João Feijó afirma que existem canais de comunicação entre o grupo dos machababosi a partir das áreas por si ocupadas, quer com a população deslocada, quer com funcionários do Estado moçambicano. Os insurgentes têm vindo, inclusive, a ganhar dinheiro com os sequestros, especialmente de estrangeiros. Depois de Palma, as negociações aconteceram, o dinheiro foi pago e as pessoas foram libertadas. Os pagamentos foram coordenados com altos funcionários do Ministério do Interior e do SISE - Serviço de Informações e Segurança do Estado.

Na Assembleia da República, o ministro português Augusto Santos Silva repudiou veementemente o Bloco e foi perentório: “É falso que haja grupos de insurgentes entre a população civil”. Ora, João Feijó demonstra exatamente o contrário: “Como em qualquer guerra de guerrilha, a interação entre os machababos e a restante população é intensa, ainda que em profundo segredo”.

Conhecer os insurgentes pelo nome

A identidade de Bonomade Machude Omar já tinha sido revelada pelo secretário de Estado dos Estados Unidos, Anthony Blinken, a 6 de agosto. Blinken explicou que Omar “lidera os Departamentos de Assuntos Militares e Externos do ISIS-Moçambique e atua como comandante sénior e coordenador principal de todos os ataques realizados pelo grupo no norte de Moçambique, bem como o facilitador principal e canal de comunicação para o grupo”. O secretário de Estado norte-americano avançou ainda que "Omar também liderou o ataque ao Hotel Amarula em Palma” e “foi responsável por ataques na Província de Cabo Delgado, Moçambique, e na Região de Mtwara, na Tanzânia".

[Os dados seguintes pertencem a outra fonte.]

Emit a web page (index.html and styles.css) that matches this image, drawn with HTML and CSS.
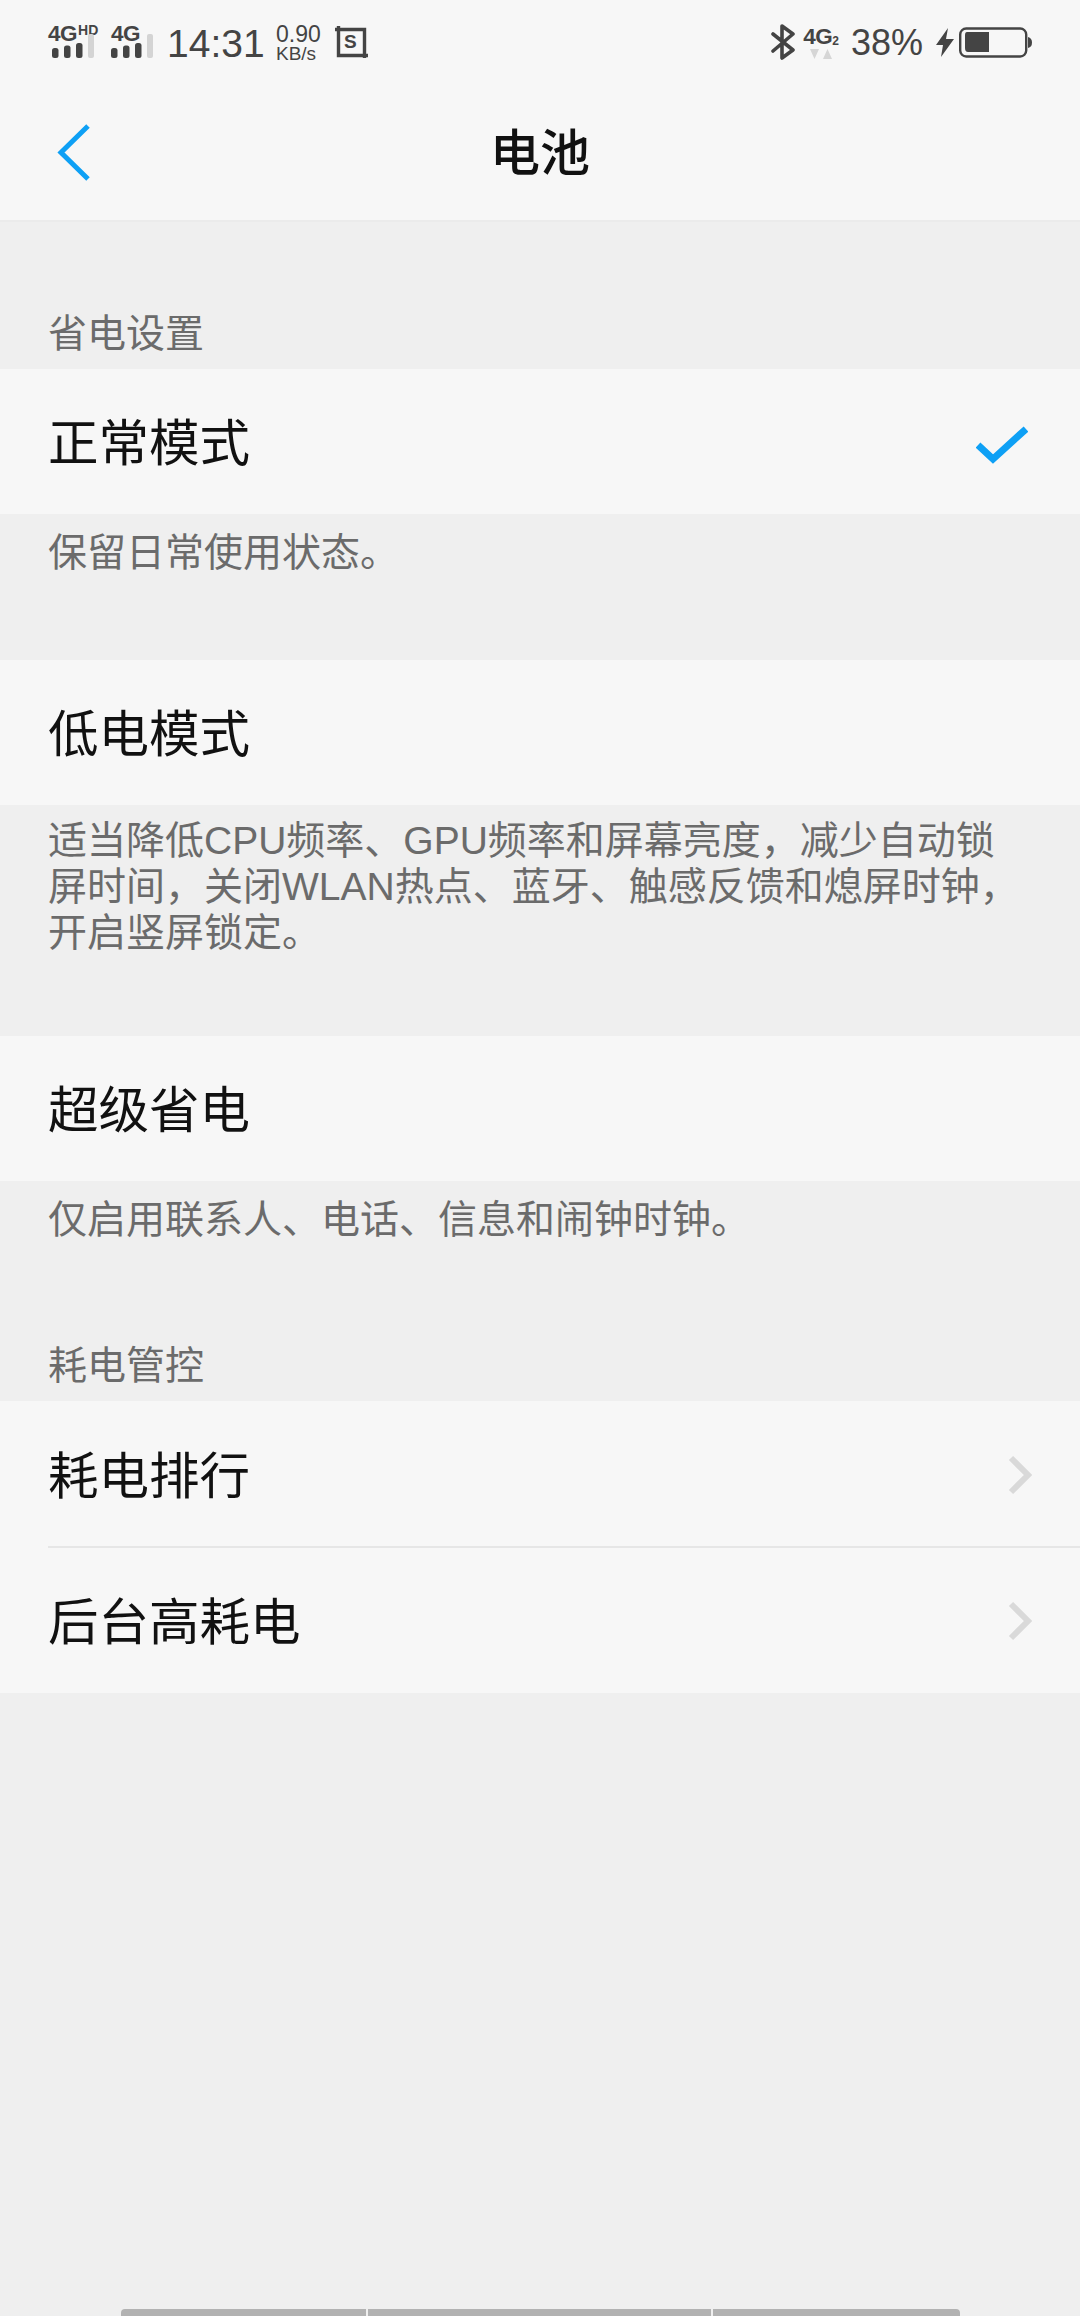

João Feijó deixa a sua biografia, relatando que Omar nasceu em Palma e, aos 5 anos, ficou órfão de pai. A família viajou para Mocímboa da Praia e a mãe juntou-se com outro homem, localmente conhecido por Mze Tchidi. O padrasto introduziu Omar no Islão, que foi estudando e aperfeiçoando. Finalizou a 10ª classe na Escola Secundária Januário Pedro em Mocímboa da Praia e, de acordo com antigos professores, era um jovem calmo, bom aluno e bom jogador de futebol. Depois de atingir a maioridade, cumpriu o serviço militar na marinha em Pemba, findo o qual residiu no internato do African Muslim, finalizando a 12ª classe. Torna-se um elemento carismático junto de outros jovens, conhecido pelo seu sentido de justiça e de proteção dos mais novos. Um dos seus passatempos era jogar futebol. Após ter trabalhado num mercado em Pemba, viajou para a Tanzânia e África do Sul. Regressou a Mocímboa da Praia onde dinamizou uma mesquita e uma barraca de venda de quinquilharias, adquiridas em mercados tanzanianos ou na cidade de Pemba. Depois de participar no ataque a Mocímboa da Praia em 2017, mudou-se para o mato, onde se tornou conhecido como "Rei da Floresta".

Na publicação encontramos ainda referências e informações sobre Mustafa, próximo de Omar, que nasceu em Mocímboa da Praia e jogou no clube de futebol local de Palma, e sobre Maulana Ali Cassimo. Comandante sénior e agrónomo, este último nasceu em Lichinga e trabalhou para a Mozambique Leaf Tobacco em Tete e em Cuamba. Entre 2014 e 2017 foi técnico de Extensão Agrária no SDAE de Mecula. Ganhou um prémio provincial pelo seu envolvimento e dedicação na sua área de extensão e é descrito como carismático e com muita aceitação junto dos produtores. Por diversa vezes Maulana repudiou a atitude das autoridades para com os garimpeiros em Mariri, na localidade de Mbamba, e caçadores furtivos na reserva do Niassa. O OMR sublinha que os colegas destacam a veemência com que criticava a extorsão de bens e detenção de jovens garimpeiros, justificando que a agricultura não constitui uma atividade rentável e que os jovens não dispunham de outras alternativas.

João Feijó escreve também sobre Rosa Cassamo. Nascida em Cabo Delgado, foi chefe de logística em Macomia e hoje tem um papel importante na mobilização de várias mulheres do seu povoado, para ingressassem na insurgência.

O coordenador do conselho técnico do OMR explica que o Destaque Rural nº 130 resulta de informação recolhida a partir de 32 entrevistas a indivíduos raptados (a esmagadora maioria mulheres), mas também a antigos vizinhos, professores, superiores hierárquicos e colegas das pessoas analisadas. Grande parte dos entrevistados conviveu com os indivíduos em causa antes do processo de radicalização ou durante o seu cativeiro, pelo que as informações fornecidas permitem traçar perfis biográficos e características comportamentais dos líderes do grupo rebelde.

iNome atribuído localmente aos insurgentes.